In Australia, annual renewal fees must be paid from the fourth anniversary of the filing date to keep the patent in force, otherwise the patent may lapse and would not be enforceable. Upon expiry of the patent, any person may exploit the invention without seeking permission from the patentee.
What is a Patent?
A patent is a monopoly granted to the owner of the invention (patentee) by IP Australia, Australian Patent Office. Typically, the patentee obtains exclusive rights to exploit the invention for 20 years. In return, the patentee provides the public with a best method of how best to work the invention.
Getting a Patent
A patent application may be filed by any person at the Australian Patent Office. There are two types of patent applications: a standard patent, normally utilized for the long term 20 year protection of the invention, and an innovation patent, generally possessing a lower threshold of inventiveness, and which expires after 8 years.
The patent application must be filed in the prescribed form consisting of a complete patent specification which describes the invention sufficiently to the person skilled in the art to understand and implement it, including the best method known to the applicant of performing the invention, and including one or more claims which clearly define the scope of the monopoly and which are fairly based on the disclosure in the patent specification.
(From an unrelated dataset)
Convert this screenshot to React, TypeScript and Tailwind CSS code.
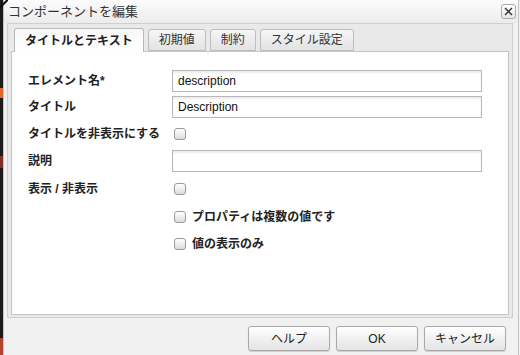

This application is normally preceded by the filing of a provisionalapplication describing the invention, thus allowing the applicant to delay filing of the complete specification by up to 12 months.
In order to obtain patent protection outside of Australia, an International application may be filed by the applicant/inventor, under the Patent Cooperation Treaty (PCT), allowing automatic designation in over 125 countries. The applicant at a later stage must elect countries so that the application may enter national phase (ie. into individual countries or jurisdictions) for further processing and examination to become a patent to be effective in that jurisdiction.
Why do I Need a Patent?
A patent enables the inventor to obtain a monopoly and thereby exploit the invention, deters competitors from entering into the niche market secured by the inventor and provides a leverage into placing the inventor in a stronger position in terms of negotiating deals related to licensing and assignments.
What is a Patent Attorney?
Patent attorneys are professionals who possess expertise in drafting complex documents, including patent specifications. Jogias engages the services of a team of experts who are able to assist in preparing, drafting, filing and prosecution of patent applications.